Retail participation still looks more cautious than the euphoric phase many expected at this point in the cycle. That split matters. It means the market is not being driven purely by froth, but it also means upside momentum can stall if the next leg higher does not bring fresh spot demand rather than just treasury buying and leveraged rotation.

What this does, and does not, say about the market

The bullish read is straightforward: Bitcoin's long-term support trend is climbing, and every week spent above it reinforces the idea that the asset is maturing into a higher trading range over time. For macro bulls, that is the story.

The bearish pushback is just as simple: moving averages are lagging indicators. They confirm strength that has already happened, they do not guarantee future price behavior. If BTC loses higher support bands and leverage starts getting rekt on the way down, the market can still overshoot beneath "must hold" levels before recovering. [5]

That is the key nuance. The 200-week average is best treated as a structural signal, not a short-term entry trigger. It says more about Bitcoin's long-run base than about what happens in the next 48 hours.

The level to watch now

If Bitcoin stays comfortably above the new $59,000 200-week average, the long-term thesis remains hard to break. Any retrace that holds well north of that line will likely be seen as consolidation, not damage.

If price starts compressing toward the low $60,000s and momentum weakens, this average becomes the market's line in the sand.

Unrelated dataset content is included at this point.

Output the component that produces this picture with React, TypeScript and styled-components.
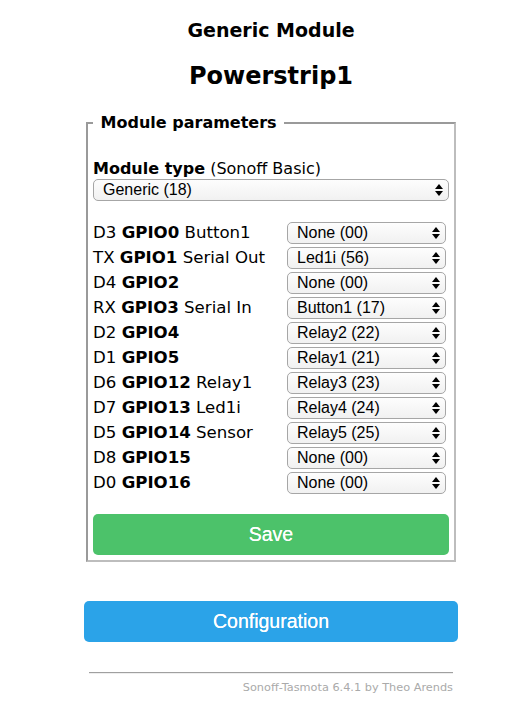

A clean hold would likely strengthen the "higher floor" narrative. A decisive loss, especially if driven by macro risk-off pressure rather than crypto-specific noise, would invalidate the idea that this level is untouchable and reopen downside expectations.

Watchlist

The trade here is not "buy because Adam Back posted." It is "watch whether Bitcoin continues to respect a rising long-term base." The big level is now $59,000 on the 200-week average. Above it, bulls keep the structural edge. A fast move back toward it turns that line into the most important support on the chart. If it fails, the floor narrative gets stress-tested immediately.